--- Required task ---
Each line of the material must be repeated precisely, with the pictures left out.

--- Data section ---
^^^^^^^^

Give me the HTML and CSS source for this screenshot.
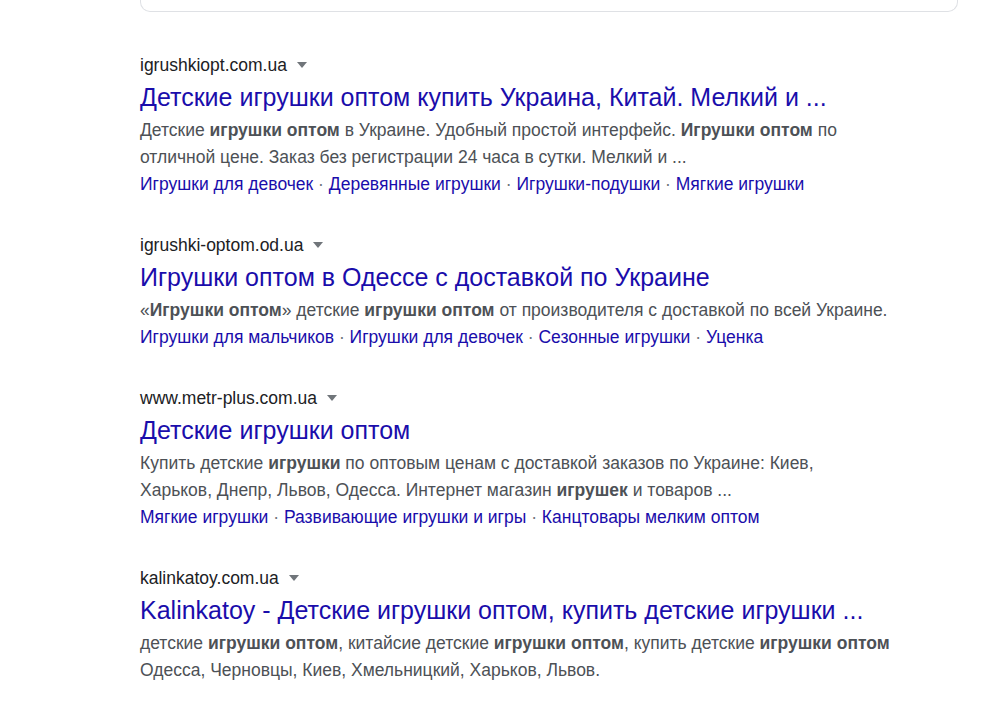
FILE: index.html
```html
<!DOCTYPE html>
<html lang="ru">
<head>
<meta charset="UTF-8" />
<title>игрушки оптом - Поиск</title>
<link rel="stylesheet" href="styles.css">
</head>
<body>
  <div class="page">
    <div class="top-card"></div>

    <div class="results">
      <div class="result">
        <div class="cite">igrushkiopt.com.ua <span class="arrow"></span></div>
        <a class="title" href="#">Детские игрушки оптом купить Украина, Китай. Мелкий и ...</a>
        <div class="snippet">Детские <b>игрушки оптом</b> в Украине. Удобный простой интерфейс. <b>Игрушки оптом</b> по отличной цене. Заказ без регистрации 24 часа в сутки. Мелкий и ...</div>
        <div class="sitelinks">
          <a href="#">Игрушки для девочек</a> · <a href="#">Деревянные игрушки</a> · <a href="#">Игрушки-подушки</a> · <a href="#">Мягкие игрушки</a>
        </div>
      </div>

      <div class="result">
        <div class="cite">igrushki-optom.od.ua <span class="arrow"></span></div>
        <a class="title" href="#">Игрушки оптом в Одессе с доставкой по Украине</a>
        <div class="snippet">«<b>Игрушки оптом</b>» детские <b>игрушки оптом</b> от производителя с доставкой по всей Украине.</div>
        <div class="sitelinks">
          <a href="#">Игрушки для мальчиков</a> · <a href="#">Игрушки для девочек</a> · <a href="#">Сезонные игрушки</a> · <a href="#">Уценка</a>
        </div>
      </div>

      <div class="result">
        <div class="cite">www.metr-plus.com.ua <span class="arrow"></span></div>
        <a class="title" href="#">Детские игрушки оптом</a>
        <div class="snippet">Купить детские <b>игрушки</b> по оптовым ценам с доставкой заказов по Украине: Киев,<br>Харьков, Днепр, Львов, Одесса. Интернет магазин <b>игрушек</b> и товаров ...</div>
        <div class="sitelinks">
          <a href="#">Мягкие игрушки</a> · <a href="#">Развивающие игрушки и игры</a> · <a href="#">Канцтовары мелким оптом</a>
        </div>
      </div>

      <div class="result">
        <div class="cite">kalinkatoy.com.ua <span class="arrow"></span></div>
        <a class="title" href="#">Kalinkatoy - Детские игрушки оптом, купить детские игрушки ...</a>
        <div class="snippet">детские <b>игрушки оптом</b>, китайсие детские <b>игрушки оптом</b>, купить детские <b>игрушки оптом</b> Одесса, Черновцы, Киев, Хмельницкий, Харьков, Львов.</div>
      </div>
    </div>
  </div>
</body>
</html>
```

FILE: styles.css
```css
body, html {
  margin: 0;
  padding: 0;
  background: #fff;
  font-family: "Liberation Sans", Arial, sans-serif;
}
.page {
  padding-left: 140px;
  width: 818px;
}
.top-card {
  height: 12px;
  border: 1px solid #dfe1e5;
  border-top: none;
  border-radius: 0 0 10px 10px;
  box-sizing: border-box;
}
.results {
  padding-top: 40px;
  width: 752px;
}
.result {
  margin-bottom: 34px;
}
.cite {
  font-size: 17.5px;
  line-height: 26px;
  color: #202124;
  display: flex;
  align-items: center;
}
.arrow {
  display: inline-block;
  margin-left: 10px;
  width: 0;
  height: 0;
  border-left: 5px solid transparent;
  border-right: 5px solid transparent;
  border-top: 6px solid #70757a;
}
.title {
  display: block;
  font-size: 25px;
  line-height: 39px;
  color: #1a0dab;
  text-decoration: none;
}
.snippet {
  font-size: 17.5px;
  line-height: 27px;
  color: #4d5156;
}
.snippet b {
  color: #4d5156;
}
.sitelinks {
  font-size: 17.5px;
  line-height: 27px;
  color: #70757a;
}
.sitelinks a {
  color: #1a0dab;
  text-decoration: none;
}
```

^^^^^^^^

--- Completed exercise ---
Give me the HTML and CSS source for this screenshot.
FILE: index.html
```html
<!DOCTYPE html>
<html lang="ru">
<head>
<meta charset="UTF-8" />
<title>игрушки оптом - Поиск</title>
<link rel="stylesheet" href="styles.css">
</head>
<body>
  <div class="page">
    <div class="top-card"></div>

    <div class="results">
      <div class="result">
        <div class="cite">igrushkiopt.com.ua <span class="arrow"></span></div>
        <a class="title" href="#">Детские игрушки оптом купить Украина, Китай. Мелкий и ...</a>
        <div class="snippet">Детские <b>игрушки оптом</b> в Украине. Удобный простой интерфейс. <b>Игрушки оптом</b> по отличной цене. Заказ без регистрации 24 часа в сутки. Мелкий и ...</div>
        <div class="sitelinks">
          <a href="#">Игрушки для девочек</a> · <a href="#">Деревянные игрушки</a> · <a href="#">Игрушки-подушки</a> · <a href="#">Мягкие игрушки</a>
        </div>
      </div>

      <div class="result">
        <div class="cite">igrushki-optom.od.ua <span class="arrow"></span></div>
        <a class="title" href="#">Игрушки оптом в Одессе с доставкой по Украине</a>
        <div class="snippet">«<b>Игрушки оптом</b>» детские <b>игрушки оптом</b> от производителя с доставкой по всей Украине.</div>
        <div class="sitelinks">
          <a href="#">Игрушки для мальчиков</a> · <a href="#">Игрушки для девочек</a> · <a href="#">Сезонные игрушки</a> · <a href="#">Уценка</a>
        </div>
      </div>

      <div class="result">
        <div class="cite">www.metr-plus.com.ua <span class="arrow"></span></div>
        <a class="title" href="#">Детские игрушки оптом</a>
        <div class="snippet">Купить детские <b>игрушки</b> по оптовым ценам с доставкой заказов по Украине: Киев,<br>Харьков, Днепр, Львов, Одесса. Интернет магазин <b>игрушек</b> и товаров ...</div>
        <div class="sitelinks">
          <a href="#">Мягкие игрушки</a> · <a href="#">Развивающие игрушки и игры</a> · <a href="#">Канцтовары мелким оптом</a>
        </div>
      </div>

      <div class="result">
        <div class="cite">kalinkatoy.com.ua <span class="arrow"></span></div>
        <a class="title" href="#">Kalinkatoy - Детские игрушки оптом, купить детские игрушки ...</a>
        <div class="snippet">детские <b>игрушки оптом</b>, китайсие детские <b>игрушки оптом</b>, купить детские <b>игрушки оптом</b> Одесса, Черновцы, Киев, Хмельницкий, Харьков, Львов.</div>
      </div>
    </div>
  </div>
</body>
</html>
```

FILE: styles.css
```css
body, html {
  margin: 0;
  padding: 0;
  background: #fff;
  font-family: "Liberation Sans", Arial, sans-serif;
}
.page {
  padding-left: 140px;
  width: 818px;
}
.top-card {
  height: 12px;
  border: 1px solid #dfe1e5;
  border-top: none;
  border-radius: 0 0 10px 10px;
  box-sizing: border-box;
}
.results {
  padding-top: 40px;
  width: 752px;
}
.result {
  margin-bottom: 34px;
}
.cite {
  font-size: 17.5px;
  line-height: 26px;
  color: #202124;
  display: flex;
  align-items: center;
}
.arrow {
  display: inline-block;
  margin-left: 10px;
  width: 0;
  height: 0;
  border-left: 5px solid transparent;
  border-right: 5px solid transparent;
  border-top: 6px solid #70757a;
}
.title {
  display: block;
  font-size: 25px;
  line-height: 39px;
  color: #1a0dab;
  text-decoration: none;
}
.snippet {
  font-size: 17.5px;
  line-height: 27px;
  color: #4d5156;
}
.snippet b {
  color: #4d5156;
}
.sitelinks {
  font-size: 17.5px;
  line-height: 27px;
  color: #70757a;
}
.sitelinks a {
  color: #1a0dab;
  text-decoration: none;
}
```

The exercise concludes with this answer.